▸ **BRIEF**:
Check each line below for the word "with" and give the number of lines that have it, nothing more.

▸ **RECORDS SUPPLIED**:
..........

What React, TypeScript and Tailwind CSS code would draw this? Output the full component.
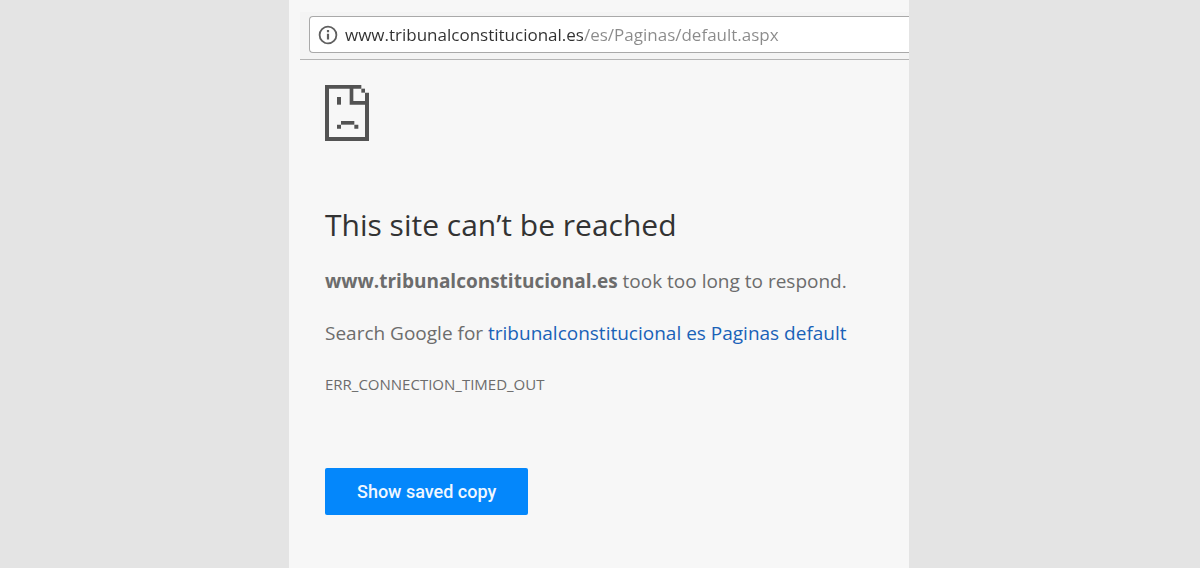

..........

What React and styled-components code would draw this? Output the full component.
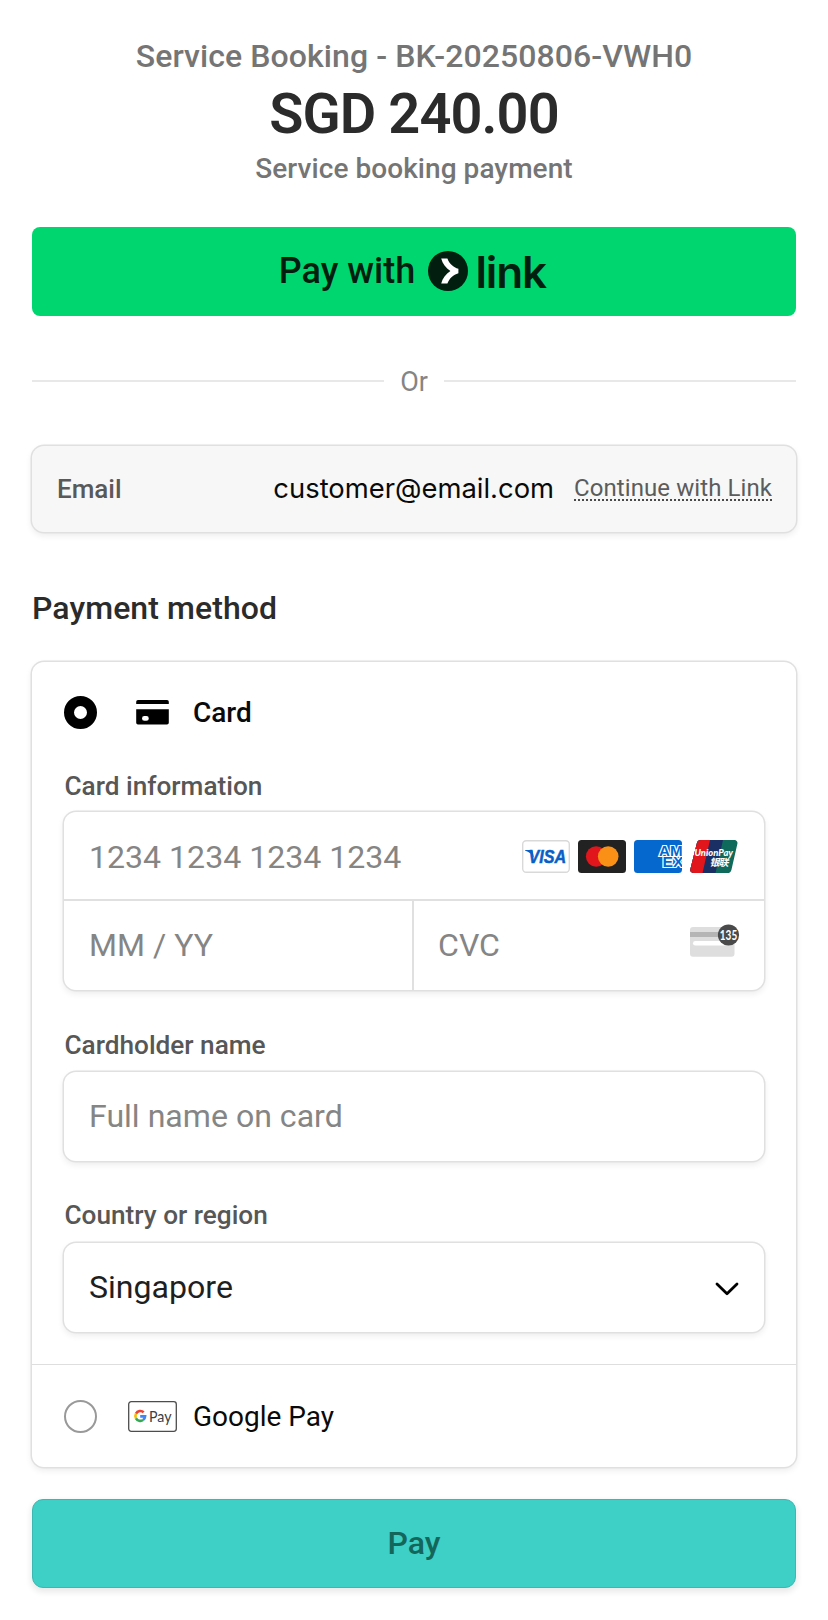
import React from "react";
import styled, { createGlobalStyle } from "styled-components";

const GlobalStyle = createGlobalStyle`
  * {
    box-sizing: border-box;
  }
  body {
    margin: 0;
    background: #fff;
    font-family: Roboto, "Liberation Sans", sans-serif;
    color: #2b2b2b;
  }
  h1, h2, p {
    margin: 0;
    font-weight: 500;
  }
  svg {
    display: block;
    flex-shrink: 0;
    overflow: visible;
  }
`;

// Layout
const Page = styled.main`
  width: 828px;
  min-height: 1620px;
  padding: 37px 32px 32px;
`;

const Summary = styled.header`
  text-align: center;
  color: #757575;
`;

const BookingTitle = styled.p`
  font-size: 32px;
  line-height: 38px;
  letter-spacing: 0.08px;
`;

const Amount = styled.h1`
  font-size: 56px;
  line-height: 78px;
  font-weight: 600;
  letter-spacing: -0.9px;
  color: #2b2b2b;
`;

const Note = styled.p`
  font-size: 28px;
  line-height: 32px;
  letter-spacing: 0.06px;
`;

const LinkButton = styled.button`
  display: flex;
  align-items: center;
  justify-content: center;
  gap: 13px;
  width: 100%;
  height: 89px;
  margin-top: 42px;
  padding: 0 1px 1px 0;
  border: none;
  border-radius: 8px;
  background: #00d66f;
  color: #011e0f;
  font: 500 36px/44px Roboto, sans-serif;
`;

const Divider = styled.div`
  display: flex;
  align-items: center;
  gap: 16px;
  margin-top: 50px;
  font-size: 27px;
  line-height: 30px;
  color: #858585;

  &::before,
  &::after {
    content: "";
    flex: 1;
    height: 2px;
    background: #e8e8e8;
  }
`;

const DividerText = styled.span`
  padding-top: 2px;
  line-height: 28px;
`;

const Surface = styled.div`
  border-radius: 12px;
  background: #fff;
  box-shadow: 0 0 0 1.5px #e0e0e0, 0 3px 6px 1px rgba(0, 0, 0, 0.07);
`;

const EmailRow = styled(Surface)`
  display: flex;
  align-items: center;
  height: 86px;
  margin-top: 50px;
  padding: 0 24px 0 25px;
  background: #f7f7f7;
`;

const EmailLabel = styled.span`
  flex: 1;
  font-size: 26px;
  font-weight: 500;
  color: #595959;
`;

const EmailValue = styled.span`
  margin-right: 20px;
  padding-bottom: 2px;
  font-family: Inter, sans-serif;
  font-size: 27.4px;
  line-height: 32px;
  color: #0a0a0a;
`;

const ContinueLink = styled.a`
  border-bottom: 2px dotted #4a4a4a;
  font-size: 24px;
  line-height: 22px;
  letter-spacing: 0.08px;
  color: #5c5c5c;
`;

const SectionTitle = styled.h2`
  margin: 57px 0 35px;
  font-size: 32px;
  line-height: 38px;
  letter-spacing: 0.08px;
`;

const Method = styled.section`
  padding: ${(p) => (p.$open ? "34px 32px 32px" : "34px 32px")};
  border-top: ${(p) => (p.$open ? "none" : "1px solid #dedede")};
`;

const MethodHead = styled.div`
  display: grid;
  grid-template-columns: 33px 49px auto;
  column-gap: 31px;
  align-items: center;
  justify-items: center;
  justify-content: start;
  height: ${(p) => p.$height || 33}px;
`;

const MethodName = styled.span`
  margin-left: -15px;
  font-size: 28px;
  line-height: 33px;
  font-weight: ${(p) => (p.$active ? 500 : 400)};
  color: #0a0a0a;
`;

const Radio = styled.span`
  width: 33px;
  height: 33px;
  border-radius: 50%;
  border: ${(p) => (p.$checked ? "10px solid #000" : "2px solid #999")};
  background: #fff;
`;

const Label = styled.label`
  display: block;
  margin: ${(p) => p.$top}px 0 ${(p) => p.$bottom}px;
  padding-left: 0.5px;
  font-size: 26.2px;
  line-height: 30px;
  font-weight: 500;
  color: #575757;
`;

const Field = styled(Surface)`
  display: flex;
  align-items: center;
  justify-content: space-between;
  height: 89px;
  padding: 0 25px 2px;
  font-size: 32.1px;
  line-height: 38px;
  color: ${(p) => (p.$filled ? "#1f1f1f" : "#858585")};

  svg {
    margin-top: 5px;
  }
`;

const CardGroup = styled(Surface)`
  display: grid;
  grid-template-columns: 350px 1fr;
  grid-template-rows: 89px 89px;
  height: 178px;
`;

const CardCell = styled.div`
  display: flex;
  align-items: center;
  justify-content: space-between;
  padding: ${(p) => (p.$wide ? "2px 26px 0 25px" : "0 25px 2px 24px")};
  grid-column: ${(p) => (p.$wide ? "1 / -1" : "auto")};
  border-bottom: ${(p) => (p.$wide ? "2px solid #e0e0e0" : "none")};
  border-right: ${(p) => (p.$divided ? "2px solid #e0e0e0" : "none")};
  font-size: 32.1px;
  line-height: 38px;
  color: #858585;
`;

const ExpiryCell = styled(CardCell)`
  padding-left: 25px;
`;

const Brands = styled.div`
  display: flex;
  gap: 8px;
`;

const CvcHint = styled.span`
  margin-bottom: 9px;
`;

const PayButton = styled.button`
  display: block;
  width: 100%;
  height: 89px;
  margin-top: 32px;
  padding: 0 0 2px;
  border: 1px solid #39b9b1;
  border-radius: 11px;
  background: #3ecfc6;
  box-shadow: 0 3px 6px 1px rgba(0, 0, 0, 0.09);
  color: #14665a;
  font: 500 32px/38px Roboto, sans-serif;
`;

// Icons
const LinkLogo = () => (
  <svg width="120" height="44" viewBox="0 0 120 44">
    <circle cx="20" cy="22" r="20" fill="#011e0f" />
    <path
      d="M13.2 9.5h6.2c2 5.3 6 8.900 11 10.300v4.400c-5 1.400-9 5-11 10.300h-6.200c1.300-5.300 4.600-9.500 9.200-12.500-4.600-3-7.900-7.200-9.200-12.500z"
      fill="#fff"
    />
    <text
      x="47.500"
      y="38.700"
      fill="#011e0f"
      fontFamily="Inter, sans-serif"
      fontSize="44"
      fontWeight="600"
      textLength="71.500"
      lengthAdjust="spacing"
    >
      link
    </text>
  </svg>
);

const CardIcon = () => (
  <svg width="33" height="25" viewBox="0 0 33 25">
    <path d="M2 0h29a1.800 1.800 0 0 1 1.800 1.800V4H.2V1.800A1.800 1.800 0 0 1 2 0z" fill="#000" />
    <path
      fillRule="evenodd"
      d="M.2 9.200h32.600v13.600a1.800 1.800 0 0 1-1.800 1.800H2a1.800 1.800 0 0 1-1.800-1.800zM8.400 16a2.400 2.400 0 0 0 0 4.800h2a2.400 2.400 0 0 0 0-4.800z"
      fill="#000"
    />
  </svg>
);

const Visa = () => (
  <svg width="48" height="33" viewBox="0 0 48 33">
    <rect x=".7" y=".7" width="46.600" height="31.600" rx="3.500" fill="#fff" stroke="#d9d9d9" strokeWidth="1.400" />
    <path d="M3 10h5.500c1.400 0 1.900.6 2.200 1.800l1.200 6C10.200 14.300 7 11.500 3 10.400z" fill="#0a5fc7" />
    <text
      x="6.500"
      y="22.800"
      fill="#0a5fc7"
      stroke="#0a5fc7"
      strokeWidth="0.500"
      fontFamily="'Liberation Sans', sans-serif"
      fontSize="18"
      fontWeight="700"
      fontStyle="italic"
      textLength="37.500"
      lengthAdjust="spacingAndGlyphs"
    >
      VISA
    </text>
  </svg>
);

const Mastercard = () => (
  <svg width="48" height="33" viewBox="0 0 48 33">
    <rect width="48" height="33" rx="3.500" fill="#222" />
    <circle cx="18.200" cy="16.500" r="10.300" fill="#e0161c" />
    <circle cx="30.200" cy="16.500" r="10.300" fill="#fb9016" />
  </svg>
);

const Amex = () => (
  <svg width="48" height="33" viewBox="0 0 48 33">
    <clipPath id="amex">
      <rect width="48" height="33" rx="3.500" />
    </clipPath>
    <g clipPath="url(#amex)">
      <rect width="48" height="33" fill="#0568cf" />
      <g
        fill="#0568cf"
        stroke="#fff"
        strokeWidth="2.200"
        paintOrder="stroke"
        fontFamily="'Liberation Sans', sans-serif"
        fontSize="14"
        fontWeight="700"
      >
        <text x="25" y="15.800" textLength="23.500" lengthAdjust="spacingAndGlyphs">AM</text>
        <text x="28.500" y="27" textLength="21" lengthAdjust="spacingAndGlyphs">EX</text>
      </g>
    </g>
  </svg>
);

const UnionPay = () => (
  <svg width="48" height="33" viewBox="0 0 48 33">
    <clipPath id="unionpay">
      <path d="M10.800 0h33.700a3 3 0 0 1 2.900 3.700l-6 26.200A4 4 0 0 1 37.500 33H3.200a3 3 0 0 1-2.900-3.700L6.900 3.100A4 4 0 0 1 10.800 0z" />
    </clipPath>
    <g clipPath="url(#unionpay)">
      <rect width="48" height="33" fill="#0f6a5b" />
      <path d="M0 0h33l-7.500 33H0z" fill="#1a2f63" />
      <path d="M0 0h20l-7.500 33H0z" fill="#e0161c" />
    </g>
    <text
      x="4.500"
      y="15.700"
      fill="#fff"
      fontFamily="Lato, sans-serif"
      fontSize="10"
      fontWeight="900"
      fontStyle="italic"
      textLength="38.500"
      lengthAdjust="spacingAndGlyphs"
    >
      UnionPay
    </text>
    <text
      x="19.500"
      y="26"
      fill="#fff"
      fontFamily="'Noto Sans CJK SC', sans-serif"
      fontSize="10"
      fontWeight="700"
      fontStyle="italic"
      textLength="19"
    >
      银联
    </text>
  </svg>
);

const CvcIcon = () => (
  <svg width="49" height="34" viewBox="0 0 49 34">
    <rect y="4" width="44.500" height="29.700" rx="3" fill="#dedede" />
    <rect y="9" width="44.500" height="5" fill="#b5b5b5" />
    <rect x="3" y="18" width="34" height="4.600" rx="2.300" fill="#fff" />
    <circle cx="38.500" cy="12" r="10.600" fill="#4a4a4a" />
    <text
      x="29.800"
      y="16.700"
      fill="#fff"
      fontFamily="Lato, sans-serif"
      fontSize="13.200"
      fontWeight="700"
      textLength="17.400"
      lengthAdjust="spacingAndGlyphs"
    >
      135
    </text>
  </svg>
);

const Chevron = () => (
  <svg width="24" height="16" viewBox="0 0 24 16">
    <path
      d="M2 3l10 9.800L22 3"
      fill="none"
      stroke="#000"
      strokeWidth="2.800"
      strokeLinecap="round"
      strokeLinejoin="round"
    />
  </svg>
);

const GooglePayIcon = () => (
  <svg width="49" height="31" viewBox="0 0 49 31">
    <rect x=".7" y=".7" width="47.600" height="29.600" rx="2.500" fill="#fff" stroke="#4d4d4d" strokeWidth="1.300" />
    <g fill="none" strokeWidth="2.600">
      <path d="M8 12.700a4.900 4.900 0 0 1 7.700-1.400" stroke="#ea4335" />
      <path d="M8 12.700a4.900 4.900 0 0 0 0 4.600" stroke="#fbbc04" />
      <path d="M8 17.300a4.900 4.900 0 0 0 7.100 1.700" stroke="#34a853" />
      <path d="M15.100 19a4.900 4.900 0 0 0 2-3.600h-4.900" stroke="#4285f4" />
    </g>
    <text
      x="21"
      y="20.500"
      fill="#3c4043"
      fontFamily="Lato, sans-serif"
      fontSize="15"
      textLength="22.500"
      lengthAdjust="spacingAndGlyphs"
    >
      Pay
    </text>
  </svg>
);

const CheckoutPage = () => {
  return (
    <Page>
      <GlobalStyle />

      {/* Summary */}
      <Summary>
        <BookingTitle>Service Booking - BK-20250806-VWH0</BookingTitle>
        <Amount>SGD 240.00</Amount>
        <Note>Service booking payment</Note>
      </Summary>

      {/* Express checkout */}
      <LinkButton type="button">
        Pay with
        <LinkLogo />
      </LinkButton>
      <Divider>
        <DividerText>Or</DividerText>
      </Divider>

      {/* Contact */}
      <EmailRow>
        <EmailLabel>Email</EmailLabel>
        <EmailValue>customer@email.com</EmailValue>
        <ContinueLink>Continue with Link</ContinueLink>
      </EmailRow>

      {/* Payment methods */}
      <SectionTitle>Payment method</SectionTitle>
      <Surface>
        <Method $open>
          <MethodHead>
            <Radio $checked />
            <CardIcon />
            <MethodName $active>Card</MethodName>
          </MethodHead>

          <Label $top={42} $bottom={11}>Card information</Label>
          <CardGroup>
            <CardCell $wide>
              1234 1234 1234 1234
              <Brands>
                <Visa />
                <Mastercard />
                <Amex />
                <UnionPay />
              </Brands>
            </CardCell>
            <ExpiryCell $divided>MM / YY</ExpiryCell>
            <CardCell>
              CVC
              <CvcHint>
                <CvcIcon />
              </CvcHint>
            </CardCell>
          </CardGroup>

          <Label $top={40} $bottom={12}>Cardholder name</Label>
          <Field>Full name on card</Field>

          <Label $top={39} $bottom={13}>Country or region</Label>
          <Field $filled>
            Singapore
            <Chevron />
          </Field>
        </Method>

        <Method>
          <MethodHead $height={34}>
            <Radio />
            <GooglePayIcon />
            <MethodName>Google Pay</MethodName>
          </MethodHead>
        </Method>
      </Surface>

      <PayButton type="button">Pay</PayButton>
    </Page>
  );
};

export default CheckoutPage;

..........

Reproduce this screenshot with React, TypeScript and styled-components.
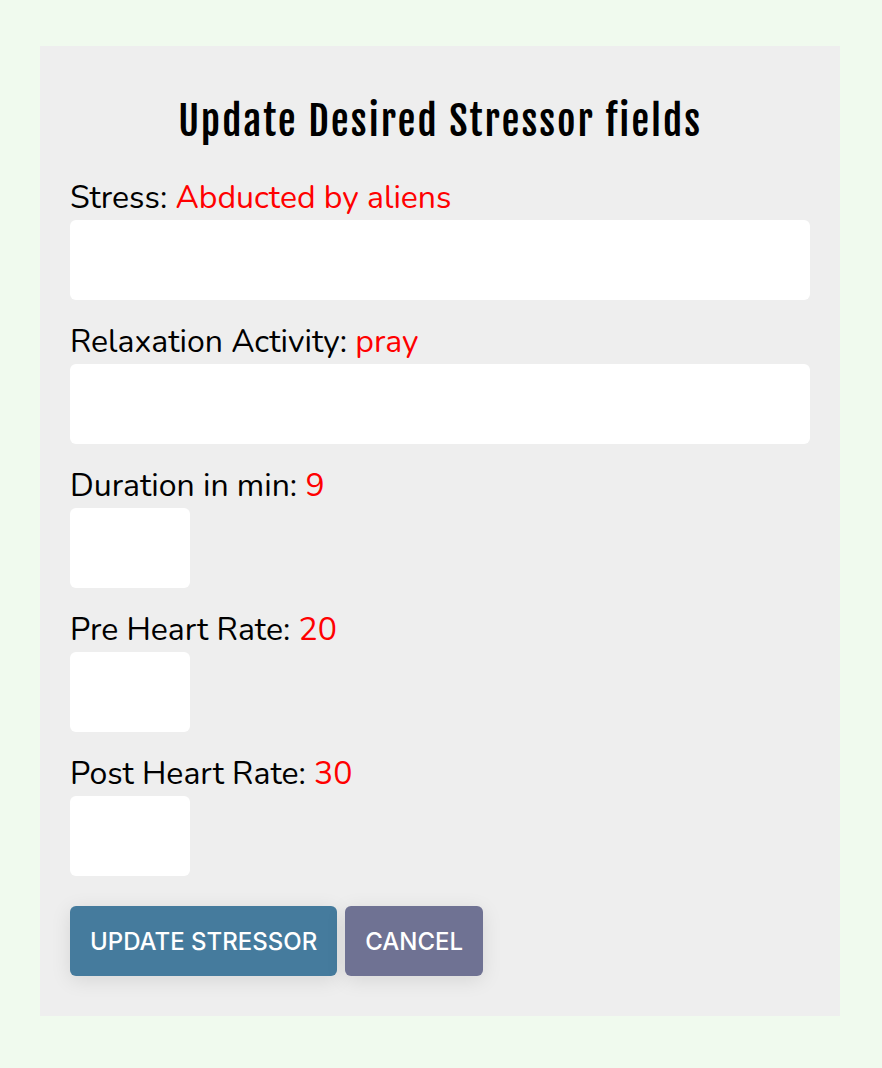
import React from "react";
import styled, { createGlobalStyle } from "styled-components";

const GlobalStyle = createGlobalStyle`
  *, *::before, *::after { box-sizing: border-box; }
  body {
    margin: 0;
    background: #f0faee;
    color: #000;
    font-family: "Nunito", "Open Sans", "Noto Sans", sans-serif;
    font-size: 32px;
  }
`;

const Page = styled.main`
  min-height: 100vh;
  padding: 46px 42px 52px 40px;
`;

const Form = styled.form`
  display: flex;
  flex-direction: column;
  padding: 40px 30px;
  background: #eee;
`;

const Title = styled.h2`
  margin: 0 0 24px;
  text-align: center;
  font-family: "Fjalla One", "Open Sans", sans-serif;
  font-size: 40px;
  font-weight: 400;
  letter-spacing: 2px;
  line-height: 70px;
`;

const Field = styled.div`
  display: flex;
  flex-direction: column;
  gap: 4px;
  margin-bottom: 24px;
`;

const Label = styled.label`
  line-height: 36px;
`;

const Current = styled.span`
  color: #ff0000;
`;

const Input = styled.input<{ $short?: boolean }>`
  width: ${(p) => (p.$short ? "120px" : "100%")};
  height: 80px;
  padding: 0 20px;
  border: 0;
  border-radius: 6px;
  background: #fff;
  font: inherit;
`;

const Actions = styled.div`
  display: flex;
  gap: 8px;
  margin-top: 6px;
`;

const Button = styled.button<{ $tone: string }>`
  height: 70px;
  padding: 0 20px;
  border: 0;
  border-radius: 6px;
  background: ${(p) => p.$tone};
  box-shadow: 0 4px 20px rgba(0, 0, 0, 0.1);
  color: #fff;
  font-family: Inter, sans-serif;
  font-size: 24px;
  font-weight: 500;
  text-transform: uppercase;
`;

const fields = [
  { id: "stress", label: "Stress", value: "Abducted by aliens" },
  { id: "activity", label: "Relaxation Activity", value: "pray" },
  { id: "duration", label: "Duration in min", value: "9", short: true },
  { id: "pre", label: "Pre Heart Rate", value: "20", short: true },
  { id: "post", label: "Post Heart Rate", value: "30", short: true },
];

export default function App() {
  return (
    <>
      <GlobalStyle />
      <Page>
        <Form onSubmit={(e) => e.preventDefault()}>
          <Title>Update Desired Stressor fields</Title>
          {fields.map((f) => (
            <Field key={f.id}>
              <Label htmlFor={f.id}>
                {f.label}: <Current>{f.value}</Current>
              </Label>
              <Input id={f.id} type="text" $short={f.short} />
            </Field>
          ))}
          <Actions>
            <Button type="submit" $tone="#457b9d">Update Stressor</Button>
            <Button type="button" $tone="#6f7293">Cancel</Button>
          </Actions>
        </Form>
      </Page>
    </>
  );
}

..........

▸ **CORRECT RESULT**:
3